Work instructions:
Return the material exactly as supplied, apart from the pictures, which are omitted.

Extracted records:
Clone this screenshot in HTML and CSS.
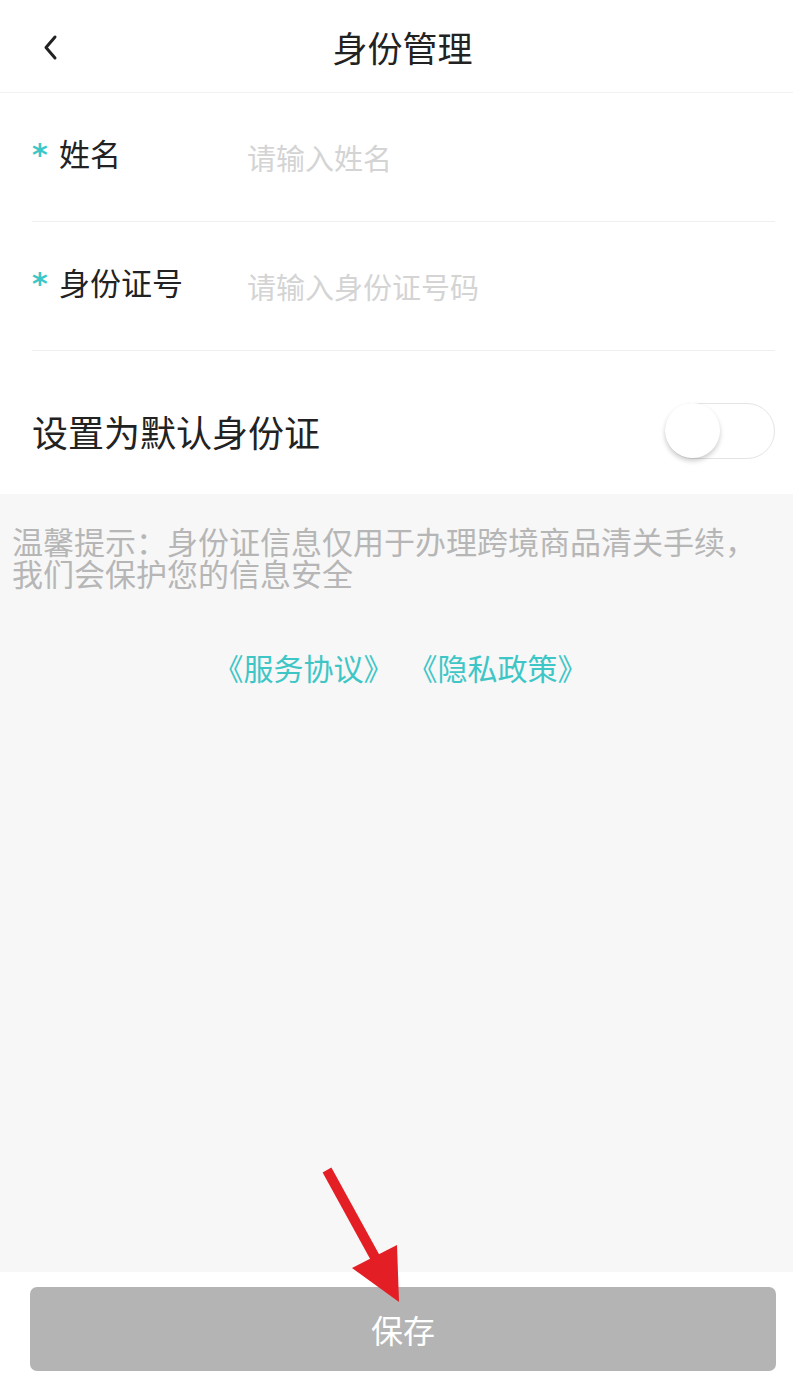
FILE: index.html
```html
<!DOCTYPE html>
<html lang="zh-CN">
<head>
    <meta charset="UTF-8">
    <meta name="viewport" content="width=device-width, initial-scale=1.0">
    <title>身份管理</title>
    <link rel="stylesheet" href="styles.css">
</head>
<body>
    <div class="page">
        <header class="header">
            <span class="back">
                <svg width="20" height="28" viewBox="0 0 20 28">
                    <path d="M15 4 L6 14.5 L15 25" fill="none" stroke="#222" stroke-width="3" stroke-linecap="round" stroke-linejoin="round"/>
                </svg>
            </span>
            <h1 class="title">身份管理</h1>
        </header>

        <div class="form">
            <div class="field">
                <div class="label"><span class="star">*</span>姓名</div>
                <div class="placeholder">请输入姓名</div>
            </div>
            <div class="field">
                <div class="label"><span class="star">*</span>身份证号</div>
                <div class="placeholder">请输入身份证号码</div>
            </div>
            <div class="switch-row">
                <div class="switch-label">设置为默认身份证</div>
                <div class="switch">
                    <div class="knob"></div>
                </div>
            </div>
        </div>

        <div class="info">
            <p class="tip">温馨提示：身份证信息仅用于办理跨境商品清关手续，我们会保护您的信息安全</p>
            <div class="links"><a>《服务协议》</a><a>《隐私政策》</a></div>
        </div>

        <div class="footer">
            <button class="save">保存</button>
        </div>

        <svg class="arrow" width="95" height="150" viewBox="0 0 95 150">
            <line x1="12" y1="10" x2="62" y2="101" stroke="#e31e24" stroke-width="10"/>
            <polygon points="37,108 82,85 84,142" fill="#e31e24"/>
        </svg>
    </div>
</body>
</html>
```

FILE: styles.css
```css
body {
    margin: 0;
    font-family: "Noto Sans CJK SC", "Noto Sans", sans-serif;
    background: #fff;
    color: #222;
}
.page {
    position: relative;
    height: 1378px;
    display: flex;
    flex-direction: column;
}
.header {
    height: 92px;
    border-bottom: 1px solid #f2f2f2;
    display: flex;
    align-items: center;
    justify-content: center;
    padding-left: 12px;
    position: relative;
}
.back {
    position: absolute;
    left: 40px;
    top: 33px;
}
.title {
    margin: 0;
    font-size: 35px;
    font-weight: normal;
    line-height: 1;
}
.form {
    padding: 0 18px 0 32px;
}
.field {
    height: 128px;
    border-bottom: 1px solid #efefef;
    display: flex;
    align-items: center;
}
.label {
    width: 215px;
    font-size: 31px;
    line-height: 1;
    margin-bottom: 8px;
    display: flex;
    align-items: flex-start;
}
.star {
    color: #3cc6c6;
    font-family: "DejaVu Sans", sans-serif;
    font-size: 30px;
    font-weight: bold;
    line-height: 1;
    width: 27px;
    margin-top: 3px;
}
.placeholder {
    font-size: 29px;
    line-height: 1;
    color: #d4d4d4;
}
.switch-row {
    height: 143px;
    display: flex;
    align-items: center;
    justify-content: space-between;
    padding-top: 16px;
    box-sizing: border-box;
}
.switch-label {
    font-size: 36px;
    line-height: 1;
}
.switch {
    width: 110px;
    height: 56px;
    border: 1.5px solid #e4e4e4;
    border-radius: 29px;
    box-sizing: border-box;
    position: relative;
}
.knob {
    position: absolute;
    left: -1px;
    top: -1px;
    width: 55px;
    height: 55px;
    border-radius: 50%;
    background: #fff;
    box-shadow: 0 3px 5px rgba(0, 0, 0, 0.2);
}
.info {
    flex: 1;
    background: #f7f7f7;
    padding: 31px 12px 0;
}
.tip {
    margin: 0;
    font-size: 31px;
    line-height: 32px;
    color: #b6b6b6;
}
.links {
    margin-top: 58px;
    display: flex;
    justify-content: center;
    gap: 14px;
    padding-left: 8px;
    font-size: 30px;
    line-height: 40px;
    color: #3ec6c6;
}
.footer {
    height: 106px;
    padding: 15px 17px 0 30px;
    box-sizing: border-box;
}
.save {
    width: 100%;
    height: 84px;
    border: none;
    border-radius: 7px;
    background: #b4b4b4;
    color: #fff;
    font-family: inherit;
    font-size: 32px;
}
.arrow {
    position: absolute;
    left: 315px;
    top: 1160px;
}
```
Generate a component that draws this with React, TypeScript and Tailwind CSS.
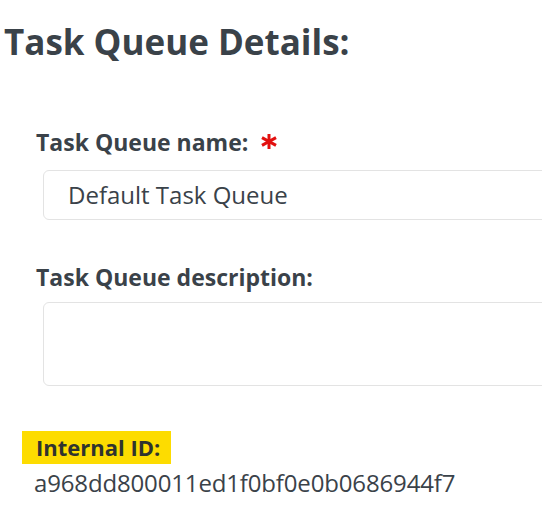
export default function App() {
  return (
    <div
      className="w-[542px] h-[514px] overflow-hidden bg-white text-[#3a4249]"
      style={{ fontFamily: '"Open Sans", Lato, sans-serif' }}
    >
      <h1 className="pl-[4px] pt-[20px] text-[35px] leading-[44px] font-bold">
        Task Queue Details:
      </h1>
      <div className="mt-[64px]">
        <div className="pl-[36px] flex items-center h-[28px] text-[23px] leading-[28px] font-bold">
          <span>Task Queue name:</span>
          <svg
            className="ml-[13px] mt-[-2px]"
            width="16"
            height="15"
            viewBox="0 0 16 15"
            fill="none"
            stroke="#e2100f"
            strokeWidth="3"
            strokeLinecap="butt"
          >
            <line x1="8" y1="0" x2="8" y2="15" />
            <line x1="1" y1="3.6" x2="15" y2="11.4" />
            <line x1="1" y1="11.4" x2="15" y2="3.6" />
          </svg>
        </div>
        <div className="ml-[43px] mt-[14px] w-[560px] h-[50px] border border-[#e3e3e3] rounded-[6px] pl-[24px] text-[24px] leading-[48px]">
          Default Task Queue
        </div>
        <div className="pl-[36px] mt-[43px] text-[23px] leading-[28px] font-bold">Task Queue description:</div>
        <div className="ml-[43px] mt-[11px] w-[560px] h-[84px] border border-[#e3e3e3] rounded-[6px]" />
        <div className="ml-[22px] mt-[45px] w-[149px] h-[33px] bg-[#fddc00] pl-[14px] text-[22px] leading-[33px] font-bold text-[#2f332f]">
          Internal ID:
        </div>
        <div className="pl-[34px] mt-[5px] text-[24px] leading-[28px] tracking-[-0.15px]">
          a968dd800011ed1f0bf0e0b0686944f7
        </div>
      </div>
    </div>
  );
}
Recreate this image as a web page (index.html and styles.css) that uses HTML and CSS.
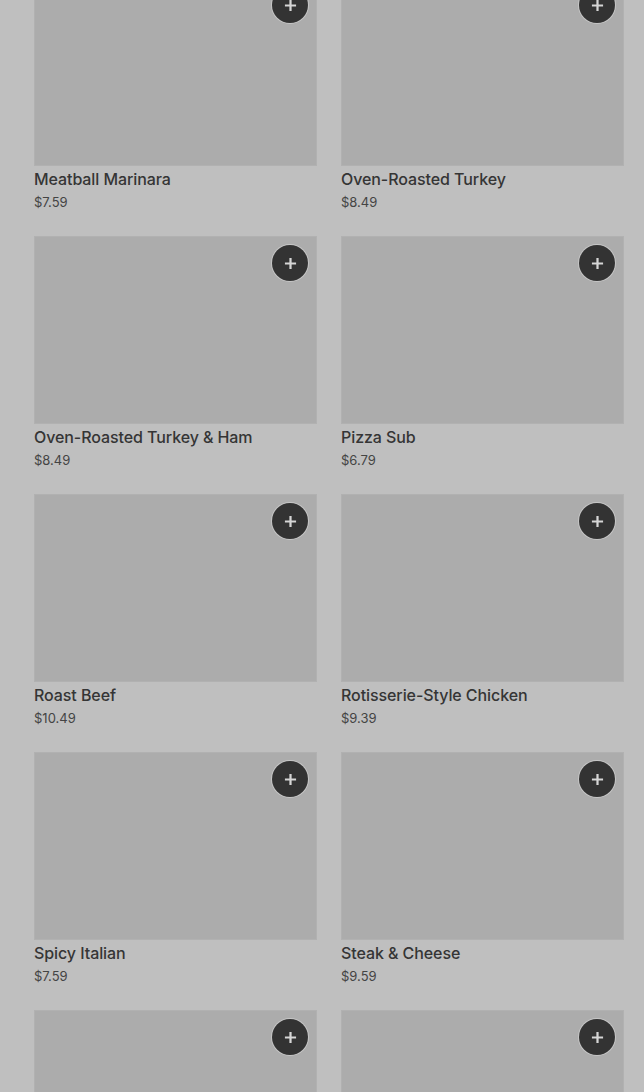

Completed exercise:
Clone this screenshot in HTML and CSS.
FILE: index.html
```html
<!DOCTYPE html>
<html lang="zh-CN">
<head>
    <meta charset="UTF-8">
    <meta name="viewport" content="width=device-width, initial-scale=1.0">
    <title>身份管理</title>
    <link rel="stylesheet" href="styles.css">
</head>
<body>
    <div class="page">
        <header class="header">
            <span class="back">
                <svg width="20" height="28" viewBox="0 0 20 28">
                    <path d="M15 4 L6 14.5 L15 25" fill="none" stroke="#222" stroke-width="3" stroke-linecap="round" stroke-linejoin="round"/>
                </svg>
            </span>
            <h1 class="title">身份管理</h1>
        </header>

        <div class="form">
            <div class="field">
                <div class="label"><span class="star">*</span>姓名</div>
                <div class="placeholder">请输入姓名</div>
            </div>
            <div class="field">
                <div class="label"><span class="star">*</span>身份证号</div>
                <div class="placeholder">请输入身份证号码</div>
            </div>
            <div class="switch-row">
                <div class="switch-label">设置为默认身份证</div>
                <div class="switch">
                    <div class="knob"></div>
                </div>
            </div>
        </div>

        <div class="info">
            <p class="tip">温馨提示：身份证信息仅用于办理跨境商品清关手续，我们会保护您的信息安全</p>
            <div class="links"><a>《服务协议》</a><a>《隐私政策》</a></div>
        </div>

        <div class="footer">
            <button class="save">保存</button>
        </div>

        <svg class="arrow" width="95" height="150" viewBox="0 0 95 150">
            <line x1="12" y1="10" x2="62" y2="101" stroke="#e31e24" stroke-width="10"/>
            <polygon points="37,108 82,85 84,142" fill="#e31e24"/>
        </svg>
    </div>
</body>
</html>
```

FILE: styles.css
```css
body {
    margin: 0;
    font-family: "Noto Sans CJK SC", "Noto Sans", sans-serif;
    background: #fff;
    color: #222;
}
.page {
    position: relative;
    height: 1378px;
    display: flex;
    flex-direction: column;
}
.header {
    height: 92px;
    border-bottom: 1px solid #f2f2f2;
    display: flex;
    align-items: center;
    justify-content: center;
    padding-left: 12px;
    position: relative;
}
.back {
    position: absolute;
    left: 40px;
    top: 33px;
}
.title {
    margin: 0;
    font-size: 35px;
    font-weight: normal;
    line-height: 1;
}
.form {
    padding: 0 18px 0 32px;
}
.field {
    height: 128px;
    border-bottom: 1px solid #efefef;
    display: flex;
    align-items: center;
}
.label {
    width: 215px;
    font-size: 31px;
    line-height: 1;
    margin-bottom: 8px;
    display: flex;
    align-items: flex-start;
}
.star {
    color: #3cc6c6;
    font-family: "DejaVu Sans", sans-serif;
    font-size: 30px;
    font-weight: bold;
    line-height: 1;
    width: 27px;
    margin-top: 3px;
}
.placeholder {
    font-size: 29px;
    line-height: 1;
    color: #d4d4d4;
}
.switch-row {
    height: 143px;
    display: flex;
    align-items: center;
    justify-content: space-between;
    padding-top: 16px;
    box-sizing: border-box;
}
.switch-label {
    font-size: 36px;
    line-height: 1;
}
.switch {
    width: 110px;
    height: 56px;
    border: 1.5px solid #e4e4e4;
    border-radius: 29px;
    box-sizing: border-box;
    position: relative;
}
.knob {
    position: absolute;
    left: -1px;
    top: -1px;
    width: 55px;
    height: 55px;
    border-radius: 50%;
    background: #fff;
    box-shadow: 0 3px 5px rgba(0, 0, 0, 0.2);
}
.info {
    flex: 1;
    background: #f7f7f7;
    padding: 31px 12px 0;
}
.tip {
    margin: 0;
    font-size: 31px;
    line-height: 32px;
    color: #b6b6b6;
}
.links {
    margin-top: 58px;
    display: flex;
    justify-content: center;
    gap: 14px;
    padding-left: 8px;
    font-size: 30px;
    line-height: 40px;
    color: #3ec6c6;
}
.footer {
    height: 106px;
    padding: 15px 17px 0 30px;
    box-sizing: border-box;
}
.save {
    width: 100%;
    height: 84px;
    border: none;
    border-radius: 7px;
    background: #b4b4b4;
    color: #fff;
    font-family: inherit;
    font-size: 32px;
}
.arrow {
    position: absolute;
    left: 315px;
    top: 1160px;
}
```
Generate a component that draws this with React, TypeScript and Tailwind CSS.
export default function App() {
  return (
    <div
      className="w-[542px] h-[514px] overflow-hidden bg-white text-[#3a4249]"
      style={{ fontFamily: '"Open Sans", Lato, sans-serif' }}
    >
      <h1 className="pl-[4px] pt-[20px] text-[35px] leading-[44px] font-bold">
        Task Queue Details:
      </h1>
      <div className="mt-[64px]">
        <div className="pl-[36px] flex items-center h-[28px] text-[23px] leading-[28px] font-bold">
          <span>Task Queue name:</span>
          <svg
            className="ml-[13px] mt-[-2px]"
            width="16"
            height="15"
            viewBox="0 0 16 15"
            fill="none"
            stroke="#e2100f"
            strokeWidth="3"
            strokeLinecap="butt"
          >
            <line x1="8" y1="0" x2="8" y2="15" />
            <line x1="1" y1="3.6" x2="15" y2="11.4" />
            <line x1="1" y1="11.4" x2="15" y2="3.6" />
          </svg>
        </div>
        <div className="ml-[43px] mt-[14px] w-[560px] h-[50px] border border-[#e3e3e3] rounded-[6px] pl-[24px] text-[24px] leading-[48px]">
          Default Task Queue
        </div>
        <div className="pl-[36px] mt-[43px] text-[23px] leading-[28px] font-bold">Task Queue description:</div>
        <div className="ml-[43px] mt-[11px] w-[560px] h-[84px] border border-[#e3e3e3] rounded-[6px]" />
        <div className="ml-[22px] mt-[45px] w-[149px] h-[33px] bg-[#fddc00] pl-[14px] text-[22px] leading-[33px] font-bold text-[#2f332f]">
          Internal ID:
        </div>
        <div className="pl-[34px] mt-[5px] text-[24px] leading-[28px] tracking-[-0.15px]">
          a968dd800011ed1f0bf0e0b0686944f7
        </div>
      </div>
    </div>
  );
}
Recreate this image as a web page (index.html and styles.css) that uses HTML and CSS.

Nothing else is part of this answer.